When Shahrukh and Deepika enter this village, the locals do what all sensible folk do when faced with suspicious duo on the run in the dead of the night —- they open their spacious houses to them, feed them and let them live together for days without end. In short, the two interlopers get to enjoy the kind of hospitality that is not possible even at the Taj Hotels.

And when Thangaballi’s men arrive on the scene, the village chief helps Shahrukh and Deepika — two people he has not met before, and the ones he is unlikely to meet again — to escape in his jeep.

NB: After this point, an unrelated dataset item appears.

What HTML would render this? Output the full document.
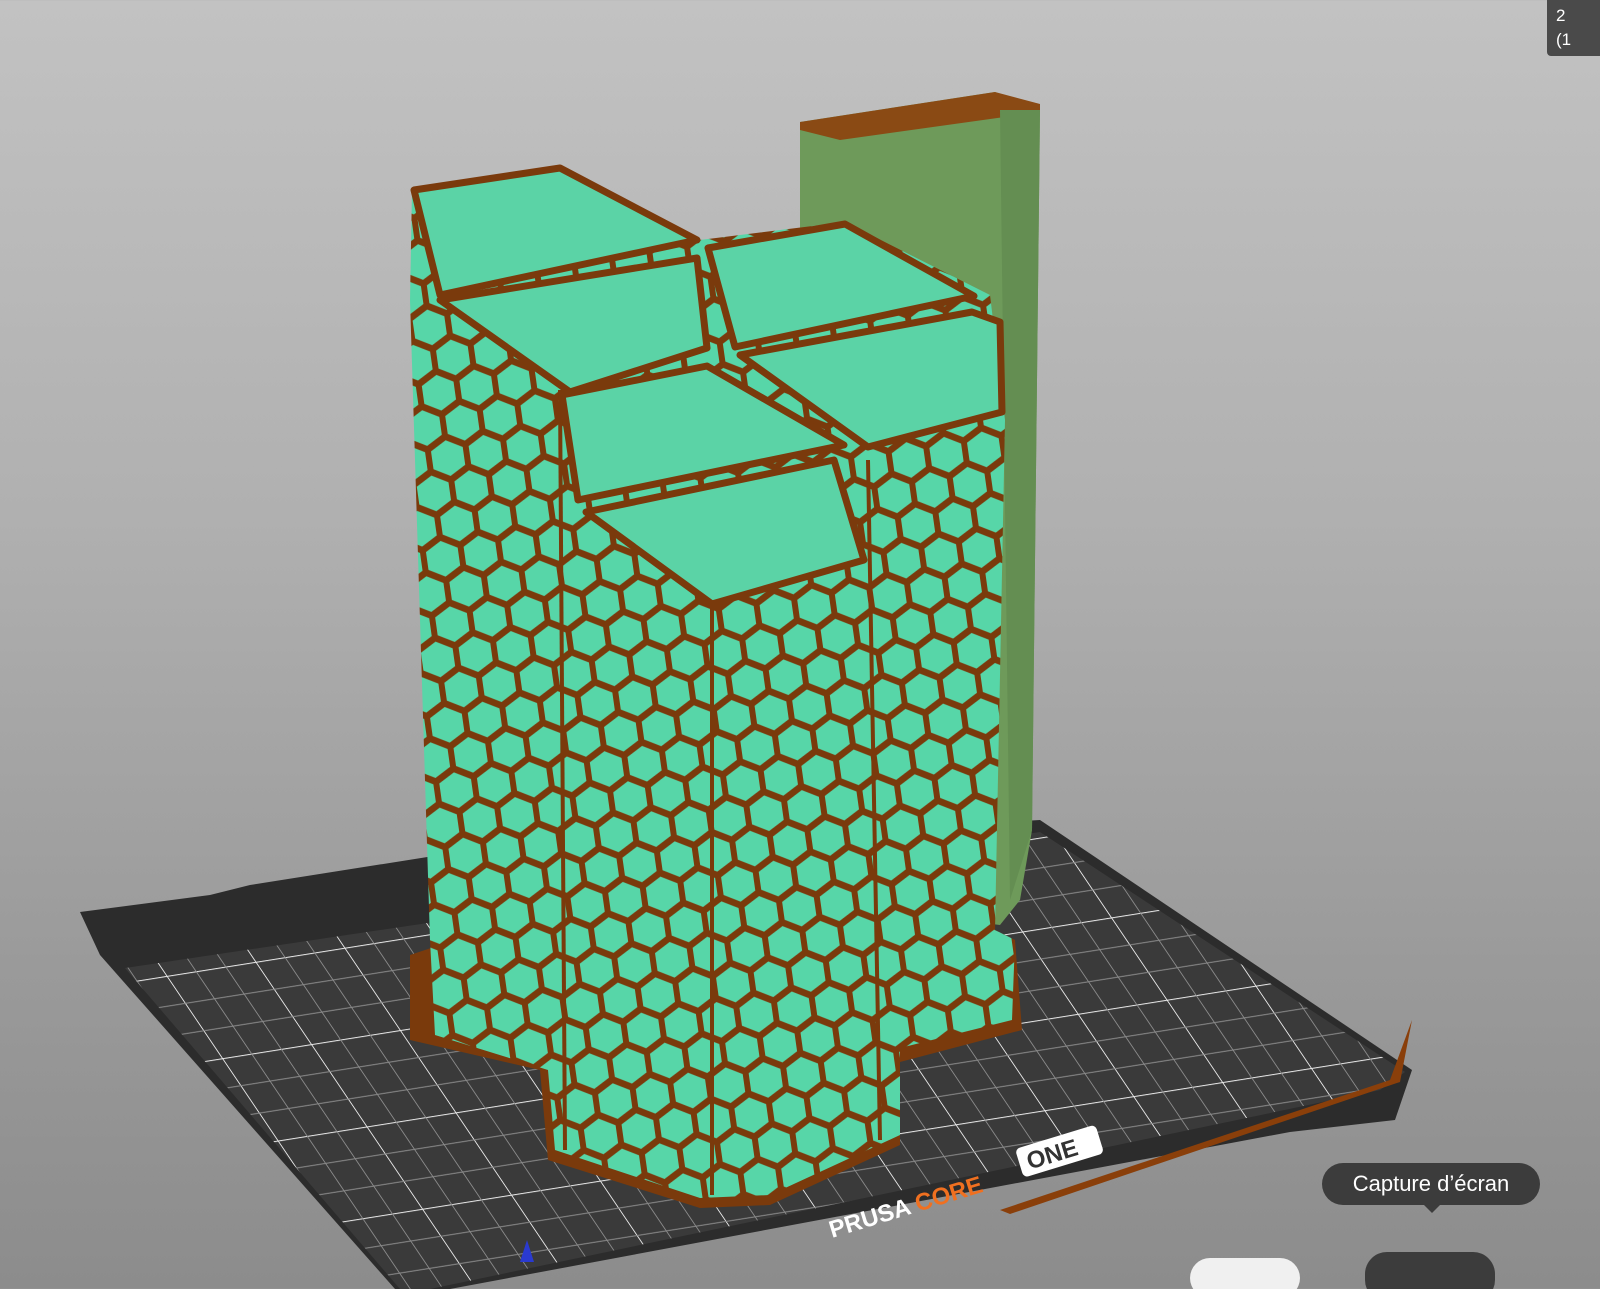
<!DOCTYPE html>
<html><head><meta charset="utf-8"><style>
html,body{margin:0;padding:0;width:1600px;height:1289px;overflow:hidden}
body{background:linear-gradient(#c2c2c2 0%,#b0b0b0 40%,#9a9a9a 75%,#8c8c8c 100%);font-family:"Liberation Sans",sans-serif}
svg{position:absolute;left:0;top:0}
.tip{position:absolute;left:1322px;top:1163px;width:218px;height:42px;border-radius:21px;background:#3c3c3c;color:#fff;font-size:22px;line-height:42px;text-align:center}
.tip:after{content:"";position:absolute;left:102px;bottom:-8px;border:8px solid transparent;border-bottom:0;border-top-color:#3c3c3c}
.tab{position:absolute;left:1547px;top:0;width:60px;height:56px;background:#4a4a4a;border-radius:0 0 0 4px;color:#fff;font-size:17px;line-height:24px;padding:4px 0 0 9px;box-sizing:border-box}
</style></head><body>
<svg width="1600" height="1289" viewBox="0 0 1600 1289">
<defs>
<pattern id="hex" width="38" height="66" patternUnits="userSpaceOnUse" patternTransform="rotate(-8)">
<rect width="38" height="66" fill="#7a3a0c"/>
<polygon points="19,3 35,12 35,30 19,39 3,30 3,12" fill="#57d6a8"/>
<polygon points="0,36 16,45 16,63 0,72 -16,63 -16,45" fill="#57d6a8"/>
<polygon points="38,36 54,45 54,63 38,72 22,63 22,45" fill="#57d6a8"/>
<polygon points="0,-30 16,-21 16,-3 0,6 -16,-3 -16,-21" fill="#57d6a8"/>
<polygon points="38,-30 54,-21 54,-3 38,6 22,-3 22,-21" fill="#57d6a8"/>
</pattern>
<pattern id="grid" width="90" height="90" patternUnits="userSpaceOnUse" patternTransform="rotate(-9) skewX(25)">
<rect width="90" height="90" fill="#3a3a3a"/>
<path d="M0 0H90M0 0V90" stroke="#e8e8e8" stroke-width="2"/>
<path d="M0 30H90M0 60H90M30 0V90M60 0V90" stroke="#8a8a8a" stroke-width="1"/>
</pattern>
</defs>
<!-- bed base -->
<polygon points="80,912 210,895 250,885 440,855 1040,820 1412,1070 1395,1120 1290,1132 450,1289 395,1289 100,955" fill="#2c2c2c"/>
<polygon points="125,968 1040,832 1405,1072 1380,1090 430,1289 400,1289" fill="url(#grid)"/>
<polygon points="1000,1210 1390,1080 1412,1020 1400,1082 1010,1214" fill="#8a3f0a"/>
<!-- green tall box -->
<polygon points="800,122 995,92 1040,110 1032,830 1020,900 1000,925 800,900" fill="#6e9a5a"/>
<polygon points="800,122 995,92 1040,104 1040,112 840,140 800,130" fill="#8a4a14"/>
<polygon points="1000,110 1040,110 1032,830 1010,900" fill="#648e52"/>
<!-- brim -->
<polygon points="410,955 440,945 995,930 1015,940 1022,1030 900,1062 900,1145 770,1205 700,1208 548,1160 540,1070 410,1040" fill="#7a3a0c"/>
<!-- object body -->
<polygon points="412,190 560,165 700,240 845,222 990,295 1005,420 995,930 1015,940 1012,1020 900,1048 900,1135 770,1195 700,1198 555,1150 548,1070 435,1035 430,940 410,300" fill="url(#hex)"/>
<g stroke="#7a3a0c" stroke-width="4" fill="none">
<path d="M560 390 L565 1150"/><path d="M712 600 L712 1195"/><path d="M868 460 L880 1140"/>
</g>
<!-- top cells -->
<g fill="#5bd3a6" stroke="#7a3a0c" stroke-width="7" stroke-linejoin="round">
<polygon points="414,190 560,168 697,240 440,295"/>
<polygon points="440,300 697,258 707,348 570,392"/>
<polygon points="708,248 845,224 974,296 735,347"/>
<polygon points="740,355 972,312 1000,322 1002,412 868,447"/>
<polygon points="562,395 707,366 844,445 578,500"/>
<polygon points="586,512 834,460 864,560 712,604"/>
</g>
<text x="0" y="0" transform="translate(832,1238) rotate(-17)" font-family="Liberation Sans,sans-serif" font-weight="bold" font-size="24" fill="#fff">PRUSA <tspan fill="#f07020">CORE</tspan></text>
<g transform="translate(1022,1172) rotate(-17)"><rect x="0" y="-24" width="84" height="30" rx="5" fill="#fff"/><text x="8" y="0" font-family="Liberation Sans,sans-serif" font-weight="bold" font-size="24" fill="#333">ONE</text></g>
<polygon points="520,1262 527,1240 534,1262" fill="#2a3ad0"/>
<rect x="1190" y="1258" width="110" height="40" rx="20" fill="#f0f0f0"/>
<rect x="1365" y="1252" width="130" height="50" rx="22" fill="#3c3c3c"/>
</svg>
<div class="tab">2<br>(1</div>
<div class="tip">Capture d’écran</div>
</body></html>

As the old saying goes, it is because of people like him that we get rains and MLM schemes.

Anyway, Shahrukh and Deepika, reach her father’s village (after a small detour to Rameshwaram, which going by the geography as seen in the film, seems a hill station with a built-in fully functional ocean, so that he can fulfil the task of scattering his grandfather’s ashes in the sea and also complete the bigger task of falling in love with Deepika) and after a long fight with Thangaballi and a gaggle of henchmen, who adhering to the Geneva Convention of Climax Fisticuffs, attack him one after the other and eventually fall flat.

The tailpiece of the film is the rambunctious Lungi song, syncopated with shouts of Thalaiva, leading to a spontaneous chorus for a ban on Vijay’s film in these parts just because its title reminded people of the ludicrousness of this song.

On the whole, Chennai Express with Shahrukh playing a 40-ish aimless, fumbling Rahul…wait, wait is the subtext of Chennai Express too is Rajiv Gandhi’s issue?

PS: Chennai theatres may not have screened Madras Café. But we have surreptitiously released it in this piece’s headline. Try anagramming it.